By all accounts, the mood at the customary annual gathering of corporate movers and shakers at the Swiss ski resort of Davos in late January and early February was sombre, even funereal. Public sentiment outside was turning restive, as tough questions were being posed about the turmoil in the world economy. And the conclave, which has had little difficulty all these years recycling the same nostrums as the solution to all problems, for once had no answers. It could warn against the dangers inherent in abandoning the free-enterprise model and pour subtle disdain at the undeniable drift towards economic nationalism. But it could not quite come up with a credible antidote for the economic woes that were an obvious outcome of the hard-edged pursuit of the free-enterprise model.
India had the stellar representation at Davos 2009 that it has in recent years become used to, consistent with its status as a country with a fast-growing tribe of billionaires. India also had the confidence that the shockwaves emanating from the US – which has rapidly transformed itself from global economic leader to the capital of chaos – had not yet dealt their full impact on its shores. But it just narrowly managed to avert a major public-relations disaster. B Ramalinga Raju, the former chairman of the once globally toasted enterprise, Satyam Computer Services – now the first in India to be caught using the creative accounting that was once thought to be the exclusive province of US corporations – had been scheduled to address a Davos session on the education of new entrepreneurs. What he might have taught them must, unfortunately, remain in the realm of speculation, since Raju had to make a detour into one of Hyderabad's most prominent jails, where he has since been detained to answer the charges of fraud to which he has already admitted.
Sifting through Raju's messy accounting will take many months, and there will remain the task of redressing the losses suffered by numerous investors who were taken in by the hype surrounding Satyam. That was one form of social commitment that Satyam did display: to enrich the small investor, who puts his meagre savings into the scrip and is handsomely rewarded in quick time. Those who dumped their Satyam holdings in time cashed in, but far too many have been left holding worthless paper. As such, the company's net contribution to social welfare has to be counted as negative.

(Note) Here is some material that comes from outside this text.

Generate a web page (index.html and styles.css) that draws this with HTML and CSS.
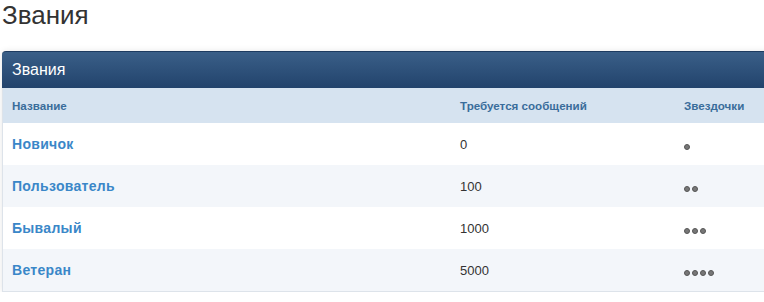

The other kind of social commitment was also important, by which Satyam ploughed in a part of its annual profits into overtly charitable activities. Typically for an Indian company that sets great store by its lineage, the charity was named after the Raju paterfamilias, and represented as the fulfilment of his ideals. And in the case of the Byrraju Foundation, the ideals were, quite simply, "to build progressive self-reliant rural communities". As the Foundation's still-extant website puts it, the idea was to adopt "a holistic approach", which would involve "services in healthcare, environment, sanitation, primary education, adult literacy and skills development". The Foundation ostensibly worked, at the time the website was last updated, in "200 villages in 6 districts of Andhra Pradesh … positively transforming the lives of nearly 3 million people".